Esta deve ser a grande missão do Estado e é nessa missão que devem ser gastos os fundos que nos chegam de Bruxelas, porque é com esse investimento que se realiza a verdadeira mudança e se criam as condições para todas as outras mudanças. O que implica uma educação que não se limita a fornecer os conhecimentos como hoje acontece, para passar a fornecer igualmente comportamentos e competências. Chegar a horas é um comportamento, saber nadar é uma competência, é disso que se trata.

Mas não podemos pensar apenas nas crianças, temos ainda a obrigação de pensar nos seus pais e mães que sobrevivem com recursos mínimos de baixos salários e para isso apenas a Industrialização os pode salvar, através do trabalho competente e valorizável que apenas a indústria pode dar com a dimensão necessária. Porque apenas a indústria tem postos de trabalho com funções repetitivas que podem ser ensinadas com relativa facilidade, mas que abrem o caminho a uma outra valorização do trabalho, o qual envolve os conceitos de produtividade, de qualidade e de competitividade, conceitos pouco desenvolvidos nas centenas de milhares de pequenas empresas existentes em Portugal, na esmagadora maioria comerciais, turismo incluído.

Dou o exemplo da “Autoeuropa”. Os trabalhadores da empresa, na sua maioria, não eram qualificados quando lá chegaram, nem sabiam como montar um automóvel de forma competitiva, mas rapidamente aprenderam a fazê-lo e com isso ganharam o direito a melhores salários e a uma vida decente. São empresas industriais como a “AutoEuropa”, desse ou de outros sectores, que exportam produtos devidamente valorizados, que podem salvar o excesso de trabalhadores que existem nas nossas pequenas empresas, em feiras e mercados, em pequenos restaurantes e cafés, cabeleireiros, minimercados e afins a saírem desse meio de feroz concorrência, que não permite a prática de preços compensadores e uma vida decente à maioria dos seus empresários e trabalhadores. Além de pouco contribuírem para o crescimento da economia portuguesa, cujas exportações são as mais baixas de todos os países europeus da nossa dimensão, isto é, os países com pequenos mercados internos.

O Governo espanhol compreendeu de forma clara esta realidade e está a usar a maioria dos fundos do seu PRR na missão de atrair para Espanha grandes investimentos industriais.
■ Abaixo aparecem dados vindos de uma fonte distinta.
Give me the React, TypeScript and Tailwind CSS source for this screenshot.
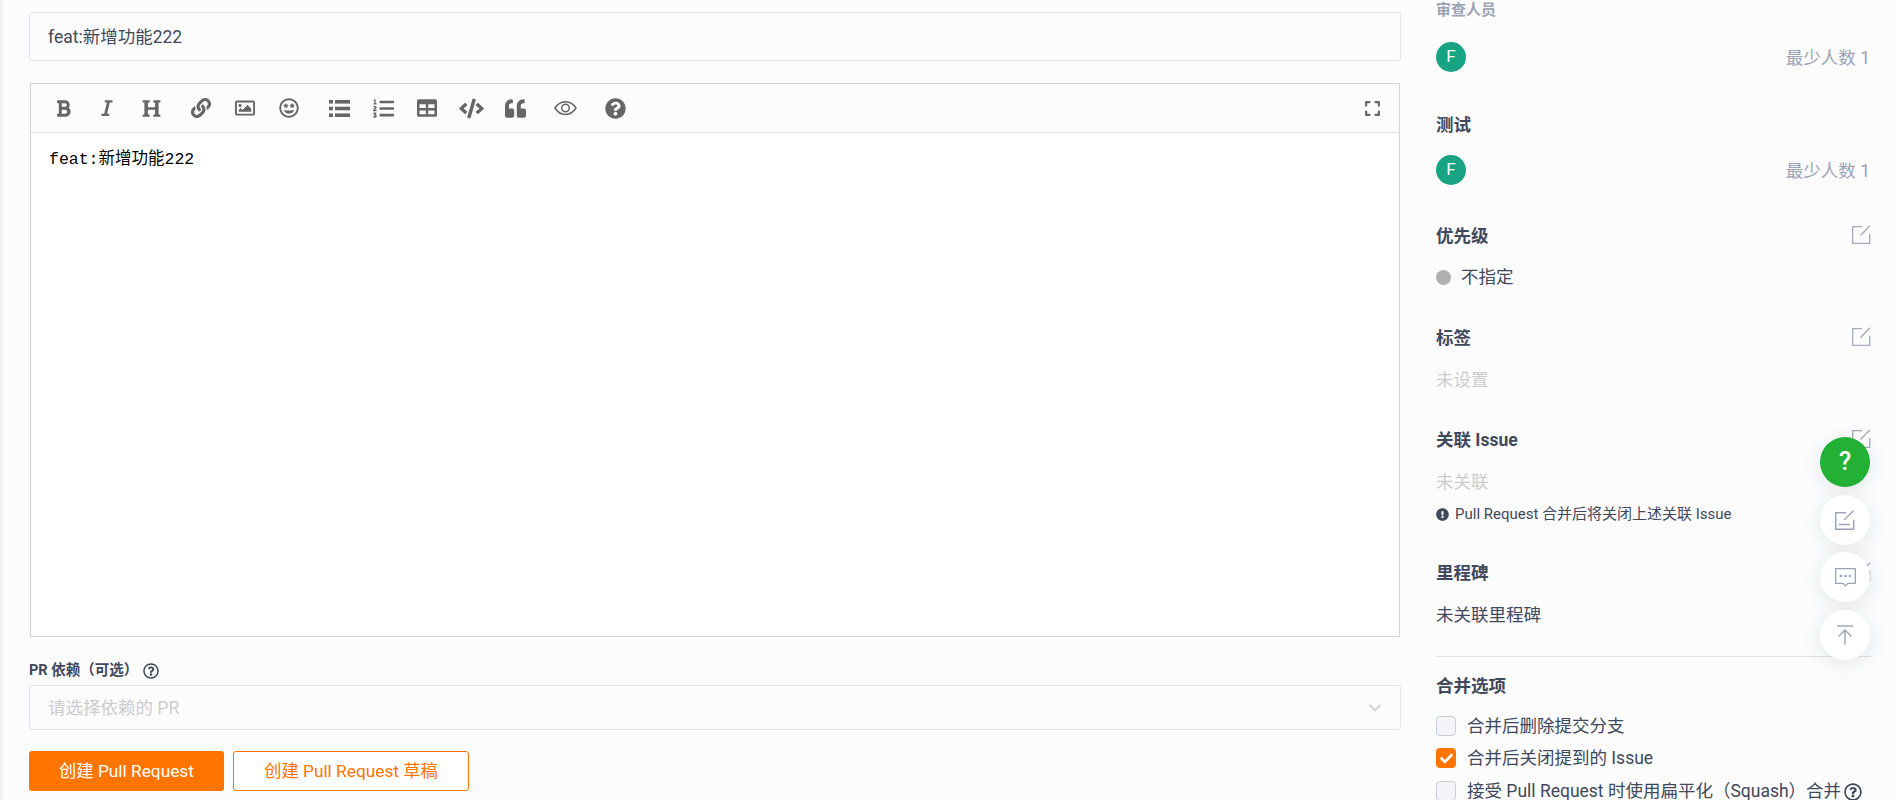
import type { ReactNode } from 'react'
import {
  FaBold,
  FaItalic,
  FaHeading,
  FaLink,
  FaRegImage,
  FaRegGrinStars,
  FaListOl,
  FaTable,
  FaCode,
  FaQuoteLeft,
  FaQuestionCircle,
  FaRegQuestionCircle,
  FaExclamationCircle,
  FaExpand,
  FaCheck,
  FaChevronDown,
} from 'react-icons/fa'

const sans = 'font-["Roboto","Noto_Sans_CJK_SC",sans-serif]'

function ToolButton({ children, gap }: { children: ReactNode; gap?: boolean }) {
  return (
    <span className={`flex h-[30px] w-[44px] items-center justify-center text-[#666666] ${gap ? 'ml-[6px]' : ''}`}>
      {children}
    </span>
  )
}

function EditIcon() {
  return (
    <svg className="-mt-[4px]" width="19" height="19" viewBox="0 0 19 19" fill="none" stroke="#a3aabd" strokeWidth="1.3">
      <path d="M10 1.7H.7v16.6h17V9" />
      <path d="M8.5 10.5 18 .8" />
    </svg>
  )
}

function Heading({ children, edit, className }: { children: ReactNode; edit?: boolean; className: string }) {
  return (
    <div className={`flex h-[26px] items-center justify-between pt-[2px] text-[17.5px] font-bold text-[#40485b] ${className}`}>
      <span>{children}</span>
      {edit && <EditIcon />}
    </div>
  )
}

function Avatar({ className }: { className: string }) {
  return (
    <div className={`flex h-[30px] items-center justify-between ${className}`}>
      <span className="flex h-[30px] w-[30px] items-center justify-center rounded-full bg-[#18a383] text-[17px] text-white">F</span>
      <span className="pr-[1px] pt-[2px] text-[17.5px] text-[#9aa2b5]">最少人数 1</span>
    </div>
  )
}

function CheckRow({ checked, children, className }: { checked?: boolean; children: ReactNode; className: string }) {
  return (
    <div className={`flex h-[26px] items-center text-[17.5px] text-[#40485b] ${className}`}>
      {checked ? (
        <span className="flex h-[20px] w-[20px] items-center justify-center rounded-[4px] bg-[#ff7500] text-white">
          <FaCheck size={13} />
        </span>
      ) : (
        <span className="h-[20px] w-[20px] rounded-[4px] border border-[#c9cdd8] bg-[#f5f5f8]" />
      )}
      <span className="ml-[11px] flex items-center pt-[1px] [text-spacing-trim:space-all]">{children}</span>
    </div>
  )
}

function Fab({ children, green }: { children: ReactNode; green?: boolean }) {
  return (
    <div
      className={`flex h-[50px] w-[50px] items-center justify-center rounded-full shadow-[0_4px_20px_rgba(60,70,90,0.12)] ${green ? 'bg-[#22b035] text-white' : 'bg-white'}`}
    >
      {children}
    </div>
  )
}

export default function App() {
  return (
    <div className={`relative flex h-[800px] w-[1895px] overflow-hidden bg-[#fcfcfd] ${sans}`}>
      <div className="h-full w-[3px] bg-[#f2f3f5]" />

      {/* main form */}
      <div className="ml-[26px] w-[1372px] pt-[12px]">
        <div className="flex h-[49px] items-center rounded-[3px] border border-[#e5e6ec] px-[18px] pt-[2px] text-[17.5px] text-[#40485b]">
          feat:新增功能222
        </div>

        <div className="mx-[1px] mt-[22px] h-[554px] border border-[#d2d3dc]">
          <div className="flex h-[49px] items-center border-b border-[#dfe0e6] pl-[10px] pr-[18px]">
            <ToolButton><FaBold size={19} /></ToolButton>
            <ToolButton><FaItalic size={18} /></ToolButton>
            <ToolButton><FaHeading size={19} /></ToolButton>
            <ToolButton gap><FaLink size={20} /></ToolButton>
            <ToolButton><FaRegImage size={20} /></ToolButton>
            <ToolButton><FaRegGrinStars size={20} /></ToolButton>
            <ToolButton gap>
              <svg width="21" height="17" viewBox="0 0 21 17" fill="currentColor">
                <rect x="0" y="0" width="4" height="3.6" />
                <rect x="0" y="6.7" width="4" height="3.6" />
                <rect x="0" y="13.4" width="4" height="3.6" />
                <rect x="6" y="0" width="15" height="3.6" />
                <rect x="6" y="6.7" width="15" height="3.6" />
                <rect x="6" y="13.4" width="15" height="3.6" />
              </svg>
            </ToolButton>
            <ToolButton><FaListOl size={21} /></ToolButton>
            <ToolButton><FaTable size={20} /></ToolButton>
            <ToolButton><FaCode size={25} /></ToolButton>
            <ToolButton><FaQuoteLeft size={21} /></ToolButton>
            <ToolButton gap>
              <svg width="23" height="16" viewBox="0 0 23 16" fill="none" stroke="currentColor" strokeWidth="1.5">
                <path d="M1 8c5-8.5 16-8.5 21 0-5 8.5-16 8.5-21 0z" />
                <circle cx="11.5" cy="8" r="3.8" />
              </svg>
            </ToolButton>
            <ToolButton gap><FaQuestionCircle size={21} /></ToolButton>
            <span className="ml-auto text-[#666666]"><FaExpand size={17} /></span>
          </div>
          <div className='h-[503px] bg-white px-[18px] py-[14px] font-["Liberation_Mono","Noto_Sans_CJK_SC",monospace] text-[16.5px] leading-[26px] text-black'>
            feat:新增功能222
          </div>
        </div>

        <div className="mt-[23px] flex h-[20px] items-center pt-[2px] text-[14.5px] font-bold text-[#40485b]">
          PR 依赖（可选）
          <FaRegQuestionCircle size={16} className="ml-[5px]" />
        </div>
        <div className="mt-[5px] flex h-[45px] items-center justify-between rounded-[3px] border border-[#e5e6ec] px-[18px] text-[17.5px] text-[#cccccc]">
          <span className="pt-[1px]">请选择依赖的 PR</span>
          <FaChevronDown size={14} className="text-[#d5d5d5]" />
        </div>

        <div className="mt-[21px] flex gap-[9px] text-[17.3px]">
          <button className="h-[40px] w-[195px] rounded-[3px] bg-[#ff7500] pt-[1px] text-white">创建 Pull Request</button>
          <button className="h-[40px] w-[236px] rounded-[3px] border border-[#ff7500] bg-white pt-[1px] text-[#ff7500]">创建 Pull Request 草稿</button>
        </div>
      </div>

      {/* sidebar */}
      <div className="ml-[35px] w-[435px]">
        <div className="flex h-[20px] items-center text-[15px] font-bold text-[#9aa2b5]">审查人员</div>
        <Avatar className="mt-[22px]" />
        <Heading className="mt-[39px]">测试</Heading>
        <Avatar className="mt-[18px]" />

        <Heading edit className="mt-[37px]">优先级</Heading>
        <div className="mt-[16px] flex h-[26px] items-center text-[17.5px] text-[#40485b]">
          <span className="mr-[10px] h-[15px] w-[15px] rounded-full bg-[#b0b0b0]" />
          <span className="pt-[1px]">不指定</span>
        </div>

        <Heading edit className="mt-[34px]">标签</Heading>
        <div className="mt-[16px] h-[26px] pt-[1px] text-[17.5px] leading-[26px] text-[#cccccc]">未设置</div>

        <Heading edit className="mt-[34px]">关联 Issue</Heading>
        <div className="mt-[16px] h-[26px] pt-[1px] text-[17.5px] leading-[26px] text-[#cccccc]">未关联</div>
        <div className="mt-[10px] flex h-[20px] items-center text-[15px] text-[#40485b]">
          <FaExclamationCircle size={13} className="mr-[6px]" />
          Pull Request 合并后将关闭上述关联 Issue
        </div>

        <Heading edit className="mt-[35px]">里程碑</Heading>
        <div className="mt-[16px] h-[26px] pt-[1px] text-[17.5px] leading-[26px] text-[#40485b]">未关联里程碑</div>

        <div className="mt-[29px] h-px bg-[#dfe2ea]" />

        <Heading className="mt-[15px]">合并选项</Heading>
        <CheckRow className="mt-[15px]">合并后删除提交分支</CheckRow>
        <CheckRow checked className="mt-[6px]">合并后关闭提到的 Issue</CheckRow>
        <CheckRow className="mt-[7px]">
          接受 Pull Request 时使用扁平化（Squash）合并
          <FaRegQuestionCircle size={18} className="ml-[3px]" />
        </CheckRow>
      </div>

      {/* floating buttons */}
      <div className="absolute left-[1820px] top-[437px] flex flex-col gap-[7.5px]">
        <Fab green><span className="text-[25px] font-medium">?</span></Fab>
        <Fab>
          <svg width="20" height="20" viewBox="0 0 20 20" fill="none" stroke="#9aa2b5" strokeWidth="1.4">
            <path d="M11 2.7H.7v16.6h18V10" />
            <path d="M9 10 18.5.8" />
            <path d="M4 14.5h11" />
          </svg>
        </Fab>
        <Fab>
          <svg width="21" height="19" viewBox="0 0 21 19" fill="none" stroke="#9aa2b5" strokeWidth="1.3">
            <path d="M.7.7h19.6v14.6h-7.3l-2.5 2.6-2.5-2.6H.7z" />
            <circle cx="6" cy="8" r=".7" fill="#9aa2b5" />
            <circle cx="10.5" cy="8" r=".7" fill="#9aa2b5" />
            <circle cx="15" cy="8" r=".7" fill="#9aa2b5" />
          </svg>
        </Fab>
        <Fab>
          <svg width="18" height="20" viewBox="0 0 18 20" fill="none" stroke="#9aa2b5" strokeWidth="1.4">
            <path d="M1 1h16" />
            <path d="M9 19.5V5M2.5 11.5 9 5l6.5 6.5" />
          </svg>
        </Fab>
      </div>
    </div>
  )
}
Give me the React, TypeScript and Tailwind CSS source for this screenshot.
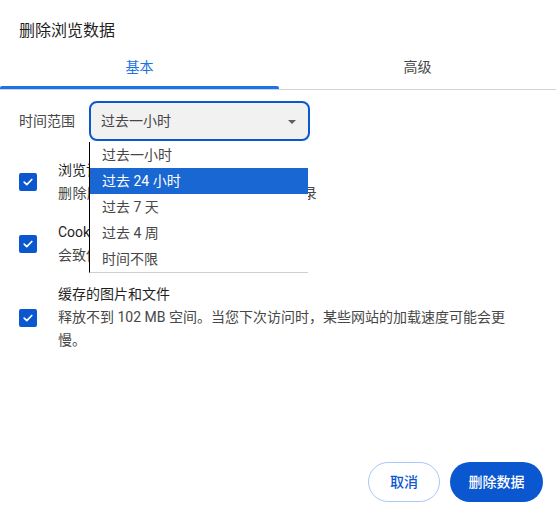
import React from "react";

const font = { fontFamily: 'Roboto, "Noto Sans CJK SC", sans-serif' };

function Check() {
  return (
    <div className="w-[18px] h-[18px] shrink-0 rounded-[2px] bg-[#0b57d0] flex items-center justify-center">
      <svg width="12" height="12" viewBox="0 0 12 12" fill="none">
        <path d="M2.2 6.2 L4.8 8.7 L9.8 3.5" stroke="white" strokeWidth="1.7" strokeLinecap="round" strokeLinejoin="round" />
      </svg>
    </div>
  );
}

function Row({ title, sub, width, subClass }: { title: string; sub: React.ReactNode; width?: string; subClass?: string }) {
  return (
    <div className="flex items-center gap-[21px] pl-[19px]">
      <Check />
      <div className={width ?? ""}>
        <div className="text-[14px] leading-[23px] text-[#1f1f1f]">{title}</div>
        <div className={"text-[14px] leading-[23px] text-[#474747] " + (subClass ?? "")}>{sub}</div>
      </div>
    </div>
  );
}

export default function App() {
  const items = ["过去一小时", "过去 24 小时", "过去 7 天", "过去 4 周", "时间不限"];
  return (
    <div className="w-[556px] h-[513px] bg-white flex flex-col overflow-hidden" style={font}>
      <div className="pt-[19px] pl-[19px] text-[16px] leading-[24px] text-[#1f1f1f]">删除浏览数据</div>
      <div className="flex h-[47px] border-b border-[#d3d3d3]">
        <div className="relative w-[279px] flex items-center justify-center pt-[2px] text-[14px] text-[#1a73e8]">
          基本
          <div className="absolute left-0 right-0 bottom-0 h-[3px] bg-[#1a73e8] rounded-t-[2px]" />
        </div>
        <div className="flex-1 flex items-center justify-center pt-[2px] text-[14px] text-[#474747]">高级</div>
      </div>

      <div className="relative z-10 mt-[11px] flex items-center pl-[19px]">
        <div className="w-[70px] text-[14px] text-[#474747]">时间范围</div>
        <div className="relative w-[221px] h-[40px] rounded-[8px] border-2 border-[#0b57d0] bg-[#f1f1f1] flex items-center pl-[10px] text-[14px] text-[#474747]">
          过去一小时
          <svg className="absolute right-[12px] top-[17px]" width="8" height="4" viewBox="0 0 8 4">
            <path d="M0 0 L8 0 L4 4 Z" fill="#5f5f5f" />
          </svg>
        </div>
        <div className="absolute left-[89px] top-[41px] w-[219px] bg-white border-l border-l-black border-b border-b-[#cfcfcf]">
          {items.map((t, i) => (
            <div
              key={t}
              className={
                "h-[26px] flex items-center pl-[12px] text-[14px] " +
                (i === 1 ? "bg-[#1967d2] text-white" : "text-[#474747]")
              }
            >
              {t}
            </div>
          ))}
        </div>
      </div>

      <div className="mt-[18px] flex flex-col gap-[16px]">
        <Row title="浏览记录" sub="删除历史记录，包括搜索框中的历史记录" subClass="tracking-[0.4px]" />
        <Row title="Cookie 及其他网站数据" sub="会致使您从大多数网站退出。" />
        <Row
          title="缓存的图片和文件"
          sub="释放不到 102 MB 空间。当您下次访问时，某些网站的加载速度可能会更慢。"
          width="w-[448px]"
        />
      </div>

      <div className="flex-1" />
      <div className="flex justify-end gap-[10px] pr-[13px] pb-[11px]">
        <button className="w-[72px] h-[40px] rounded-full border border-[#a8c7fa] bg-white text-[14px] font-medium text-[#0b57d0]">
          取消
        </button>
        <button className="w-[93px] h-[40px] rounded-full bg-[#0b57d0] text-[14px] font-medium text-white">
          删除数据
        </button>
      </div>
    </div>
  );
}
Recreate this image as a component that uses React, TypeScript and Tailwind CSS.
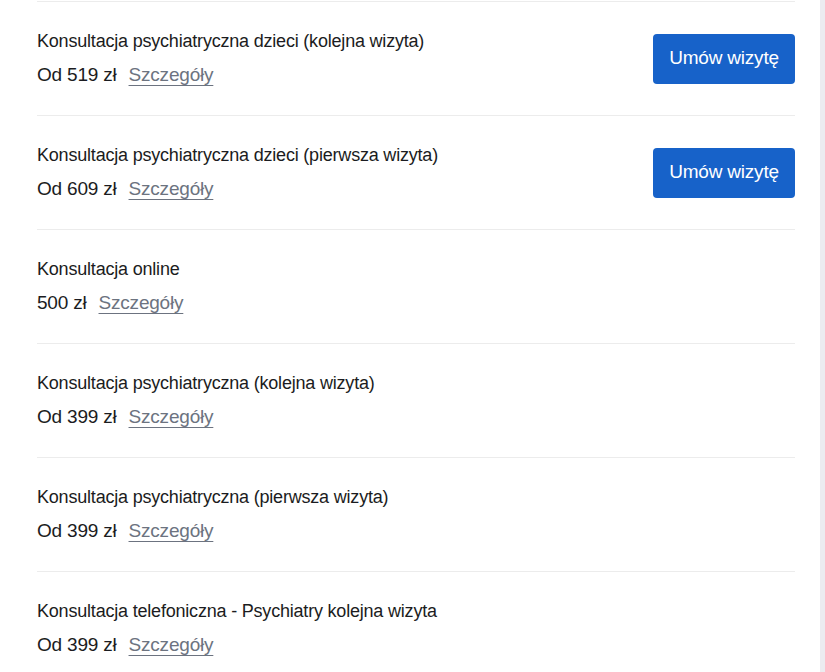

Já foram anunciados dois grandes investimentos para a região de Valência no valor de vinte mil milhões de euros, ambos do sector automóvel, de carros movidos a energia eléctrica. Infelizmente, o nosso PRR está a dispersar o dinheiro para fazer aquilo que o Estado não fez em tempo útil e a dispersar de tal forma o efeito dos dinheiros investidos que nada mudará com alguma consequência.

Uma palavra para clarificar a questão do investimento nacional em empresas que se baseiem em novas tecnologias. Ninguém pode ser racionalmente contra esses investimentos, mas devemos ter a consciência de que não serão essas iniciativas que no curto prazo mudam o panorama económico e social português. Seja porque muitos desses investimentos são em meros “call centres”, que também praticam baixos salários, seja porque não temos ainda os trabalhadores qualificados em número suficiente, seja porque temos ainda milhões de trabalhadores com baixas qualificações a sobreviverem em pequenas empresas comerciais a exigirem um futuro melhor.

Em resumo, as duas palavras chaves para Portugal sair da cauda da Europa são Educação e Industrialização, no contexto aqui descrito. O papel do Estado de subsidiar a sobrevivência de muitos milhares de famílias é certamente socialmente útil, mas devemos ter a consciência de que isso não altera em nada o futuro do nosso país.